If you were going by the hallucinogenic Fox News/talk radio/your weird uncle who is on Facebook way too much/X/GOP press release/ipso-facto-nutso/parallel universe view of the world that informs so much of the right-wing side of the American political conversation, then you’d think that Minneapolis, the “City of Flour and Sawdust,” was pretty much exclusively run by some kind of al-Shabaab-adjacent Somali mafia, that it was all halal butchers and mosques and the muezzin’s call of Ashhadu an la ilaha illa Allah! ringing out incongruously over the frozen urban Wonder Bread tundra. But turns out, it’s a lot of familiar American slop: chain strip clubs and drag-show cabarets and ersatz retro diners, faux Irish pubs that fill up promptly at 5:03 p.m. on weekdays with broad-bottomed government workers in stretchy slacks knocking down a couple of vodka-and-Sprites after a long day’s bureaucratting, the now-ubiquitous sickly stench of marijuana smoke on the streets, and just scads and scads of downscale white people, both the expensively educated kind (“Try dunking some of that gluten-free chai cookie into this depth charge!” is a literal thing I heard from a young woman at the May Day Café recounting her internship in ceramics, and, by God, she really did say “gluten-free”) and the genuine lumpenproletarian cigarette-smokers, including these two pockmarked, runty Midwestern specimens in a crappy green Subaru who pulled up alongside me as I was walking down Lake Street inquiring with as much modest menace as they could muster about my “credentials.” Their faces were largely obscured by over-the-nose black masks (just like the insidious agents of you-know-who!) and big black sunglasses, but they were unmistakably pallid, dead-guy white and just trying real hard to sound like tough guys. They weren’t sharing their names, of course, but I immediately nicknamed them Elwood (the thinner one, at the wheel) and Jake (who had had a few more Twinkies in him and did the talking) inasmuch as they looked like a couple of antifa dorks trying to launch a Blues Brothers tribute act.

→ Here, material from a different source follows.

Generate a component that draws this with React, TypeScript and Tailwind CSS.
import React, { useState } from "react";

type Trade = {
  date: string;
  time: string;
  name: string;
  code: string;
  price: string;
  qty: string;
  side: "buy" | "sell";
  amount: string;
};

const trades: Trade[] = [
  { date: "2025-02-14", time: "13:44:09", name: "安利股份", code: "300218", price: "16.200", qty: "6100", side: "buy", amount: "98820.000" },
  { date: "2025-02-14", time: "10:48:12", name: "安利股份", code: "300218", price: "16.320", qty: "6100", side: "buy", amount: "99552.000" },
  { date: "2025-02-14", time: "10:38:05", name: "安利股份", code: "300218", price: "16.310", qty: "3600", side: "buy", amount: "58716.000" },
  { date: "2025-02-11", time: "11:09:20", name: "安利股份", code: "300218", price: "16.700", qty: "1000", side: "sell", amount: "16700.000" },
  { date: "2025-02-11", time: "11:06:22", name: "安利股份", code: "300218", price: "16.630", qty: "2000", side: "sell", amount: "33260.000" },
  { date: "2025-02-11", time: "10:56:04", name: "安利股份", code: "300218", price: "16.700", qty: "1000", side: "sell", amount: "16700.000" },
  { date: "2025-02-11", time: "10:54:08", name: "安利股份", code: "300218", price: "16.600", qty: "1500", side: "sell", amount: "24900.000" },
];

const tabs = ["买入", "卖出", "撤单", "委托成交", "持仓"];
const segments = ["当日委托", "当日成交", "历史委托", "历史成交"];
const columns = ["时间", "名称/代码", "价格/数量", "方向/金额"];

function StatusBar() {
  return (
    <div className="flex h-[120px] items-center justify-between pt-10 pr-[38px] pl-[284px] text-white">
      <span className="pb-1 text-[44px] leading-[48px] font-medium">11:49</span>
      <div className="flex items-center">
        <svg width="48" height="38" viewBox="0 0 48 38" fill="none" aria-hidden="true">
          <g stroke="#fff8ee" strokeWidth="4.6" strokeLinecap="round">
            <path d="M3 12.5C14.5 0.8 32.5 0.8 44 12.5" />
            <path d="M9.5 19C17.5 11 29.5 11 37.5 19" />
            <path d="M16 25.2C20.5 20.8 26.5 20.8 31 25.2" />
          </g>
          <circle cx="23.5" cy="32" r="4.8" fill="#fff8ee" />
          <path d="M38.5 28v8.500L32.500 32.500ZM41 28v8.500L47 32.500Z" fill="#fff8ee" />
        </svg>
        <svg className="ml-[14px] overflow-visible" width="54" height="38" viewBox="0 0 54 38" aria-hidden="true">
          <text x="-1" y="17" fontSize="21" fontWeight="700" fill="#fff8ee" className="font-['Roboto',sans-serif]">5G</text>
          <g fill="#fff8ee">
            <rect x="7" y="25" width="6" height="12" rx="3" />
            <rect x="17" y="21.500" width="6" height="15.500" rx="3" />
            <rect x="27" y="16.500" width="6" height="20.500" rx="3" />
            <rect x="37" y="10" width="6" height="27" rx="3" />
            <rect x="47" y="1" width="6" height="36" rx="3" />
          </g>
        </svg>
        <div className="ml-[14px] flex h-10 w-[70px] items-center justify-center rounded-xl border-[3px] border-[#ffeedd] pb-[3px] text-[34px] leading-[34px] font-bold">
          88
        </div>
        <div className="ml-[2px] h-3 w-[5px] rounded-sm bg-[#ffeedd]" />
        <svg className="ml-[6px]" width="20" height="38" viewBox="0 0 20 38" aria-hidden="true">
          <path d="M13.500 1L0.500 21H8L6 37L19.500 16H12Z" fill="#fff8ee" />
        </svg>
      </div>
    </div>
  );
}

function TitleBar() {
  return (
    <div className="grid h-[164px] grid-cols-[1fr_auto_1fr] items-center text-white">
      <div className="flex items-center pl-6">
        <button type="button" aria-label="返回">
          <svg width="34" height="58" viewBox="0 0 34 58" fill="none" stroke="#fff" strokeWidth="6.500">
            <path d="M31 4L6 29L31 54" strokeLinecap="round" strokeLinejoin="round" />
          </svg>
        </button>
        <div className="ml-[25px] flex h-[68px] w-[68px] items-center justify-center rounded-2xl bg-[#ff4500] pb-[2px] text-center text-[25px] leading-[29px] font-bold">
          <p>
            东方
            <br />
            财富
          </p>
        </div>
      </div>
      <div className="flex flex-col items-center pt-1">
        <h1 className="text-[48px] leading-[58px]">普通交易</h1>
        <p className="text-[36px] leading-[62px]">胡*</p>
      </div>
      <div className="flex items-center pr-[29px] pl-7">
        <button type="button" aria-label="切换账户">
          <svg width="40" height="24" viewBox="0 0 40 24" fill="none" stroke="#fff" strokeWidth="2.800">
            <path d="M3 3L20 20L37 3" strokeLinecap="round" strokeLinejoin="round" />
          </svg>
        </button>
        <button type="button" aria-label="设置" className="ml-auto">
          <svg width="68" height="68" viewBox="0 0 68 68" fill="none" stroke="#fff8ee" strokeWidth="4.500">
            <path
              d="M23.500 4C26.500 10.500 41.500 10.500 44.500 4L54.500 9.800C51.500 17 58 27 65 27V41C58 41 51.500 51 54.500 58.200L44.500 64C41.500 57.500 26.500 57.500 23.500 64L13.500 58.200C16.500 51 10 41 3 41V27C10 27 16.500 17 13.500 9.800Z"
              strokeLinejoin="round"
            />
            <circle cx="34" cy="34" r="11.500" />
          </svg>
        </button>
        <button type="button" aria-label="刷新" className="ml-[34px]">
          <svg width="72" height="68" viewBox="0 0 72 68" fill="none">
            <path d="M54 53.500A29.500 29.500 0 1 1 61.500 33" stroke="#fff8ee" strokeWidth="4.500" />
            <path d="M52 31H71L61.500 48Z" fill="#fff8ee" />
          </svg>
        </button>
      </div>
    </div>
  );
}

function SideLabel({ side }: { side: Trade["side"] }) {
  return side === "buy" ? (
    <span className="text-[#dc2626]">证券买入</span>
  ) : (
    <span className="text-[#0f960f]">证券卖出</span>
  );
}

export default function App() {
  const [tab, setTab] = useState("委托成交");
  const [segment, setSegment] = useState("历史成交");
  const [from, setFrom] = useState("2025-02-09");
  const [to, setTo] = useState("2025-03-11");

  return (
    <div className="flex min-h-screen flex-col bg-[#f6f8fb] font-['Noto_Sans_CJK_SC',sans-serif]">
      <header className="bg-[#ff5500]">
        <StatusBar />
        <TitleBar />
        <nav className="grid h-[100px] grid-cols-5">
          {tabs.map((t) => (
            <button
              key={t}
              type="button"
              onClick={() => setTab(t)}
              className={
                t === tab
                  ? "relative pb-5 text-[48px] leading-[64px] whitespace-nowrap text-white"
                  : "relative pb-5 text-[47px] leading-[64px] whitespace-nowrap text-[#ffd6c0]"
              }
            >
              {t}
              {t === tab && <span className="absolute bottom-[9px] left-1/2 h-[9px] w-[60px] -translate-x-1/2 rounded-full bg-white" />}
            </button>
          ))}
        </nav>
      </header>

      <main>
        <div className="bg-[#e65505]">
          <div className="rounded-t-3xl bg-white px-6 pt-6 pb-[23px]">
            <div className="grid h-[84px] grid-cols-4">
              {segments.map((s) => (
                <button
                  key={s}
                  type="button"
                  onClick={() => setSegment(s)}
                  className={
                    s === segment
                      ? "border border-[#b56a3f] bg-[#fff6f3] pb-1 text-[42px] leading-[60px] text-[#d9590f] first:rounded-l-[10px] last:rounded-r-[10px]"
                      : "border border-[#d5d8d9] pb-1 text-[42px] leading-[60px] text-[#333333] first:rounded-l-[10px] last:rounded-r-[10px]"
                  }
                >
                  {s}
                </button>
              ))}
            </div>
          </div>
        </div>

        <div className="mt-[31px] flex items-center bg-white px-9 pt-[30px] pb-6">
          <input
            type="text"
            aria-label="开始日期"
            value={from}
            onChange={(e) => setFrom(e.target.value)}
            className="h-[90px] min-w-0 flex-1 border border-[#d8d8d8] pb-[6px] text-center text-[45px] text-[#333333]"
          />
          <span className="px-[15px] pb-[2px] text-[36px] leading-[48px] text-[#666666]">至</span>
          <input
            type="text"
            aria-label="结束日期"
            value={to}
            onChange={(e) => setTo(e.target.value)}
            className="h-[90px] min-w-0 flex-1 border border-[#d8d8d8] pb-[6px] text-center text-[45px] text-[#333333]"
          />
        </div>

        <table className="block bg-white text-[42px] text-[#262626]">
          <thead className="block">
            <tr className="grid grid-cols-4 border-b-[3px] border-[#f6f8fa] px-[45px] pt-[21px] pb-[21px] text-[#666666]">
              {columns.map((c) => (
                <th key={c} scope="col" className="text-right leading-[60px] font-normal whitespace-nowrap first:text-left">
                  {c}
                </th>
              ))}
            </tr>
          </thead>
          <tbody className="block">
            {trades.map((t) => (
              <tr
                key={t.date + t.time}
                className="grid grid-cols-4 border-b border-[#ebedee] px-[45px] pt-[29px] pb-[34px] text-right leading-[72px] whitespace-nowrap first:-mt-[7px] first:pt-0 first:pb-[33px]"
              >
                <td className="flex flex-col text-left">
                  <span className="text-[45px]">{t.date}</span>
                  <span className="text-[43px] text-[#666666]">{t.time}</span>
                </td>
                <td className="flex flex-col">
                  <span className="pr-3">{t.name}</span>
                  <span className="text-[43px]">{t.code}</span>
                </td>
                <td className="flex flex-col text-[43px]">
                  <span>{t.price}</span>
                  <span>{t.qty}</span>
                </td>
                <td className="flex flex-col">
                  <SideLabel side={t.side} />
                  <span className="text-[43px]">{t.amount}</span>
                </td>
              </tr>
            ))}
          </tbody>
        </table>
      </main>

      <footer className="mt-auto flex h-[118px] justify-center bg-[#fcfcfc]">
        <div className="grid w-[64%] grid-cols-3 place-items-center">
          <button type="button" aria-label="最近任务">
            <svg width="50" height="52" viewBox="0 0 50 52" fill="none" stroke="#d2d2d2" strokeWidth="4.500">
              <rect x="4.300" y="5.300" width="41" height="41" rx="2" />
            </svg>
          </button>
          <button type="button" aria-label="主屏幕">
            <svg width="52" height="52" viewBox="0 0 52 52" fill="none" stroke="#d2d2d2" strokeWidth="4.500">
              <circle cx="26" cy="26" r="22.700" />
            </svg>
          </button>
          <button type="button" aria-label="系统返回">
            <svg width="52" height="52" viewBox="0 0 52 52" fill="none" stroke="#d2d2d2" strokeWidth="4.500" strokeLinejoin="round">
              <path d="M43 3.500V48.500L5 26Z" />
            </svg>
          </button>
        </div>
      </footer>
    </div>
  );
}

Well, it's sheer genius from KDW. And I especially like the Uff da!, something my dad used to say when I was being obstreperous.
Not that it matters: Although born in South Dakota, Dad had to spend some of his formative years in Norway, thanks to WWI making transatlantic travel perilous. After the war, back in the USA, he entered grade school in Lake Mills, Iowa not knowing English.
And the "flour and sawdust" thing is explained here.
-
Good question, but it's surprising who's asking it. It's the President of Dartmouth College, Sian Leah Beilock: Is a Four-Year Degree Worth It? (WSJ gifted link)
Families across the U.S. are questioning whether a four-year degree is worth it. Student debt has soared. Recent graduates are struggling in a rapidly changing job market. Colleges can also be too ideological: On many campuses, students are exposed to a limited range of perspectives, signaling to them what rather than how to think.
American higher education has a trust problem. We shouldn’t pretend otherwise, and it won’t solve itself. In 2026 I’d like to see colleges and universities across the country take steps to restore trust. As president of Dartmouth College, I’m committed to this goal, and how to restore public confidence in higher education animates conversations among my presidential peers.
She makes a lot of sense, and I wish her luck. (There's a famous quote I can't find right now about even the most radical left-wing faculty can be amazingly reactionary when it comes to campus reforms.)
I especially wish her luck with this:
Third, re-center higher education on learning rather than political posturing. Too often, colleges and universities have participated in the culture wars. The result is an environment in which students and faculty feel they must toe an ideological line rather than explore ideas that fall outside prevailing norms.
Our institutions must reclaim a narrower, firmer sense of our role. That means embracing institutional neutrality—or restraint, as we call it at Dartmouth—on issues that don’t directly affect our mission or core functions. When we, as institutions, rush to issue statements every time there’s a national or global controversy, we signal there’s a “right” position and that opposing views are unwelcome.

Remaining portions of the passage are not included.